Work instructions
Locate the word "components" in the material, then show every line that holds it.

Supplied material
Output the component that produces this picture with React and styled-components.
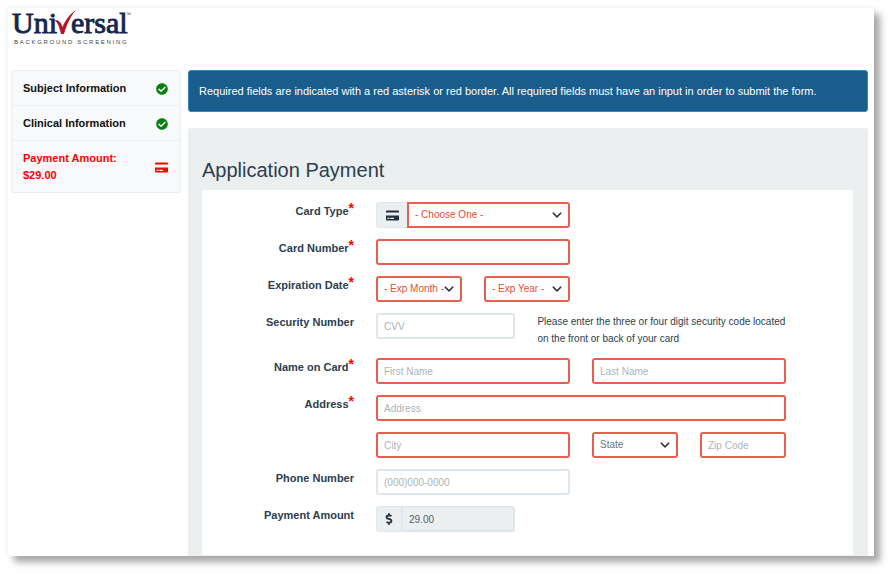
import styled, { createGlobalStyle } from "styled-components";
import { FaCheckCircle, FaCreditCard, FaDollarSign } from "react-icons/fa";

const chevron =
  "url(\"data:image/svg+xml,%3Csvg xmlns='http://www.w3.org/2000/svg' viewBox='0 0 16 16'%3E%3Cpath fill='none' stroke='%23343a40' stroke-linecap='round' stroke-linejoin='round' stroke-width='2.4' d='M2 5l6 6 6-6'/%3E%3C/svg%3E\")";

const GlobalStyle = createGlobalStyle`
  * {
    box-sizing: border-box;
  }

  body {
    margin: 0;
    background: #fff;
    color: #2c3e50;
    font-family: "Liberation Sans", Arial, sans-serif;
    font-size: 11px;
  }
`;

const Page = styled.div`
  min-height: 100vh;
  padding: 8px 18px 18px 8px;
  display: flex;
`;

const Sheet = styled.div`
  flex: 1;
  display: flex;
  flex-direction: column;
  padding: 2px 6px 0 3px;
  background: #fff;
  box-shadow: 6px 6px 7px #a6a6a6, 0 0 6px #f0f0f0;
`;

const Header = styled.header`
  height: 60px;
`;

const Columns = styled.div`
  flex: 1;
  display: grid;
  grid-template-columns: 1fr 4fr;
  gap: 7px;
`;

const Steps = styled.nav`
  align-self: start;
  border: 1px solid #eceff1;
  border-radius: 3px;
  background: #f8f9fb;
`;

const Step = styled.a`
  display: flex;
  align-items: center;
  justify-content: space-between;
  padding: 9px 12px 8px 11px;
  color: ${({ $current }) => ($current ? "#ff0000" : "#111")};
  font-weight: bold;
  line-height: 17px;
  text-decoration: none;

  & + & {
    border-top: 1px solid #eceff1;
  }

  svg {
    color: ${({ $current }) => ($current ? "#ff0000" : "#078010")};
  }
`;

const Main = styled.main`
  display: flex;
  flex-direction: column;
  gap: 16px;
`;

const Notice = styled.div`
  padding: 12px 10px;
  border: 1px solid #3487bd;
  border-radius: 3px;
  background: #195d8c;
  color: #fff;
  line-height: 16px;
`;

const Panel = styled.section`
  flex: 1;
  display: flex;
  flex-direction: column;
  padding: 28px 15px 1px 14px;
  border-radius: 3px 3px 0 0;
  background: #ebeff0;
`;

const Title = styled.h1`
  margin: 0 0 6px;
  font-size: 20px;
  font-weight: normal;
  line-height: 28px;
`;

const Form = styled.form`
  flex: 1;
  display: flex;
  flex-direction: column;
  gap: 11px;
  padding: 12px 67px 22px 0;
  border-radius: 3px 3px 0 0;
  background: #fff;
`;

const Row = styled.div`
  display: grid;
  grid-template-columns: 152px repeat(4, 1fr);
  column-gap: 22px;
`;

const Label = styled.label`
  color: #2c3e50;
  font-weight: bold;
  line-height: 18px;
  text-align: right;
`;

const Required = styled.sup`
  color: #ff0000;
  font-size: 14px;
  line-height: 0;
  vertical-align: 2px;
`;

const Cell = styled.div`
  grid-column: ${({ $start }) => $start || "auto"} / span ${({ $span }) => $span || 1};
  display: flex;
  gap: ${({ $gap }) => $gap || 0}px;
`;

const Input = styled.input`
  width: 100%;
  min-width: 0;
  height: 26px;
  padding: 0 6px;
  border: 2px solid ${({ $required }) => ($required ? "#ea5e50" : "#dfe6ec")};
  border-radius: 3px;
  background: #fff;
  color: #55626e;
  font-family: inherit;
  font-size: 10px;
  outline: none;

  &::placeholder {
    color: #aab4bb;
    opacity: 1;
  }

  &:read-only {
    border-radius: 0 3px 3px 0;
    background: #ebeff0;
  }
`;

const Select = styled.select`
  width: 100%;
  min-width: 0;
  height: 26px;
  padding: 0 6px 2px;
  appearance: none;
  border: 2px solid #ea5e50;
  border-radius: ${({ $grouped }) => ($grouped ? "0 3px 3px 0" : "3px")};
  background: #fff ${chevron} no-repeat right 6px center / 10px;
  color: ${({ $muted }) => ($muted ? "#6c757d" : "#e74c3c")};
  font-family: inherit;
  font-size: 10px;
  outline: none;
`;

const Addon = styled.span`
  flex: none;
  display: flex;
  align-items: center;
  justify-content: center;
  width: ${({ $width }) => $width}px;
  height: 26px;
  border: 1px solid #dfe6ec;
  border-right: 0;
  border-radius: 3px 0 0 3px;
  background: #ebeff0;
  color: #212f3d;
`;

const Group = styled.div`
  flex: none;
  display: flex;
  width: 34%;
`;

const Hint = styled.p`
  flex: 1;
  margin: 0;
  font-size: 10px;
  line-height: 17px;
`;

const LogoMark = styled.svg`
  display: block;
  overflow: visible;
`;

const Logo = () => (
  <LogoMark width="122" height="38" viewBox="0 0 122 38" role="img" aria-label="Universal Background Screening">
    <g fill="#14264d" stroke="#14264d" strokeWidth="0.9" fontFamily="Liberation Serif, serif" fontSize="30">
      <text x="1" y="23">Uni</text>
      <text x="60" y="23">ersal</text>
    </g>
    <path d="M43.500 10.500c4-1 6.500 1.500 8 6.500C54 11 58 4.500 65 0c-5.500 6.500-9 14-12 24h-3C48.500 18 47 12.500 43.500 10.500z" fill="#b5182d" />
    <text x="3" y="34" fill="#444" fontFamily="Liberation Sans, sans-serif" fontSize="6" letterSpacing="1.700">
      BACKGROUND SCREENING
    </text>
    <text x="115" y="6" fill="#14264d" fontFamily="Liberation Sans, sans-serif" fontSize="5">
      ™
    </text>
  </LogoMark>
);

const FieldLabel = ({ id, required, children }) => (
  <Label htmlFor={id}>
    {children}
    {required && <Required>*</Required>}
  </Label>
);

const App = () => (
  <>
    <GlobalStyle />
    <Page>
      <Sheet>
        <Header>
          <Logo />
        </Header>
        <Columns>
          <Steps>
            <Step href="#subject">
              Subject Information
              <FaCheckCircle size={12} />
            </Step>
            <Step href="#clinical">
              Clinical Information
              <FaCheckCircle size={12} />
            </Step>
            <Step href="#payment" $current>
              <span>
                Payment Amount:
                <br />
                $29.00
              </span>
              <FaCreditCard size={13} />
            </Step>
          </Steps>
          <Main>
            <Notice>
              Required fields are indicated with a red asterisk or red border. All required fields must have an input in
              order to submit the form.
            </Notice>
            <Panel>
              <Title>Application Payment</Title>
              <Form>
                <Row>
                  <FieldLabel id="card-type" required>Card Type</FieldLabel>
                  <Cell $span={2}>
                    <Addon $width={31}>
                      <FaCreditCard size={13} />
                    </Addon>
                    <Select id="card-type" $grouped>
                      <option>- Choose One -</option>
                    </Select>
                  </Cell>
                </Row>
                <Row>
                  <FieldLabel id="card-number" required>Card Number</FieldLabel>
                  <Cell $span={2}>
                    <Input id="card-number" $required />
                  </Cell>
                </Row>
                <Row>
                  <FieldLabel id="exp-month" required>Expiration Date</FieldLabel>
                  <Cell>
                    <Select id="exp-month">
                      <option>- Exp Month -</option>
                    </Select>
                  </Cell>
                  <Cell>
                    <Select aria-label="Expiration year">
                      <option>- Exp Year -</option>
                    </Select>
                  </Cell>
                </Row>
                <Row>
                  <FieldLabel id="cvv">Security Number</FieldLabel>
                  <Cell $span={4} $gap={22}>
                    <Group>
                      <Input id="cvv" placeholder="CVV" />
                    </Group>
                    <Hint>Please enter the three or four digit security code located on the front or back of your card</Hint>
                  </Cell>
                </Row>
                <Row>
                  <FieldLabel id="first-name" required>Name on Card</FieldLabel>
                  <Cell $span={2}>
                    <Input id="first-name" placeholder="First Name" $required />
                  </Cell>
                  <Cell $span={2}>
                    <Input aria-label="Last name" placeholder="Last Name" $required />
                  </Cell>
                </Row>
                <Row>
                  <FieldLabel id="address" required>Address</FieldLabel>
                  <Cell $span={4}>
                    <Input id="address" placeholder="Address" $required />
                  </Cell>
                </Row>
                <Row>
                  <Cell $start={2} $span={2}>
                    <Input aria-label="City" placeholder="City" $required />
                  </Cell>
                  <Cell>
                    <Select aria-label="State" $muted>
                      <option>State</option>
                    </Select>
                  </Cell>
                  <Cell>
                    <Input aria-label="Zip code" placeholder="Zip Code" $required />
                  </Cell>
                </Row>
                <Row>
                  <FieldLabel id="phone">Phone Number</FieldLabel>
                  <Cell $span={2}>
                    <Input id="phone" placeholder="(000)000-0000" />
                  </Cell>
                </Row>
                <Row>
                  <FieldLabel id="amount">Payment Amount</FieldLabel>
                  <Cell $span={4}>
                    <Group>
                      <Addon $width={25}>
                        <FaDollarSign size={12} />
                      </Addon>
                      <Input id="amount" defaultValue="29.00" readOnly />
                    </Group>
                  </Cell>
                </Row>
              </Form>
            </Panel>
          </Main>
        </Columns>
      </Sheet>
    </Page>
  </>
);

export default App;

Answer below
Output the component that produces this picture with React and styled-components.
import styled, { createGlobalStyle } from "styled-components";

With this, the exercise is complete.